Effie, an autistic young man from Bet Shean, a resident of the institution, Ramat Haifa, died five months before Meshi. (I wrote about that case in September 2019 here.)

Aleh donors will undoubtedly be spared the sobs of his mother:
"Effie was a happy boy, a delightful boy, a loving boy who caused others to love him." She breaks down, "They killed my child...The [closed circuit] cameras show that the aide choked him. [Effie also managed to tell his family that he was beaten by his caregiver at the institution. F.R.] and he lay sprawled on the sofa from 10 in the morning until the evening. They could have saved my child!" (My translation of what she said in the KAN segment.)
Dr. Reches explains the conduct of such institutions thus:
"If I were a director of a facility of this sort, I earn per capita, which means, I want to receive the payment from the Ministry of Welfare per head annually and at the same time I want to save all the expenses that I possibly can.  If I can operate a shift with one person, with one nurse, and to keep all the patients quiet with drugs, then I have earned money."
And it's safe to presume that nobody at the Aleh "Gala" will learn about the documented "choking" deaths of residents in Aleh institutions.

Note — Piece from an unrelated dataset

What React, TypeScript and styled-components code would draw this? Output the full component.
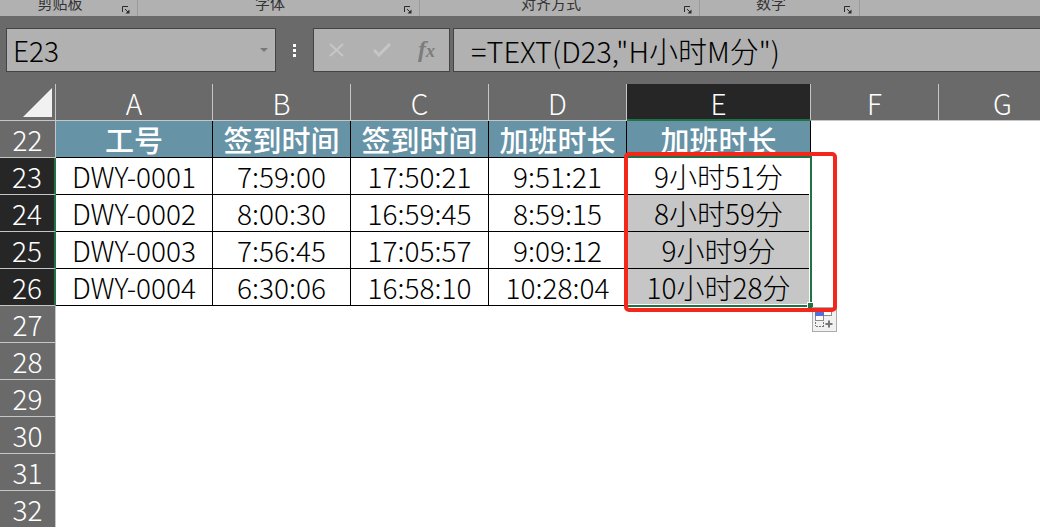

Because the parents of those children did not publicize their tragedies, they were only sketchily reported in local newspapers in 2019 and 2000. Most citizens are unaware they occurred. (I wrote about two here.)

What I posted on my blog several months ago ["Institutions: The world goes one way, Israel and Aleh the other"] will also surely remain concealed from the Aleh supporters. Here's an excerpt:
"Some 6,100 people with cognitive developmental disabilities live in 63 dormitories... The overwhelming majority are institutions owned by private companies that naturally see before their eyes the bottom line. The above atrocities [the case of Effie ben Baruch and other cases of abuse] were committed in institutions against a background of a revolution in global awareness that is hastening an end to the locking up and isolating of people with disabilities from the community. In Western countries, the trend is towards the closure of large institutions and transfer of residents to independent living within the community... In Israel the Bizchut organization has been leading the demand for the closure of institutions, which has been ignored for many years. Only in 2011 did the Ministry of Welfare invite five international experts to draft a literature review of the transfer from dormitory residences to in-community living. 'Research findings demonstrate a clear picture: community services are more beneficial than institutional living for the totality of people with cognitive developmental disabilities', they stated."
Instead, it's a safe bet that attendees will hear that the institutionalized living option of Aleh is ideal for its residents and that no comparable alternative exists! 

Israel Prize recipient Major General Doron Almog will likely sing the praises of Aleh's largest branch, Aleh Negev, known also as Nahalat Eran after his late son who resided there from the age of 13 until his death at the age of 23 in 2007.

Who will "serve up" with that "magical" gourmet meal the "magical" message of equal rights, independence and true inclusion in the community?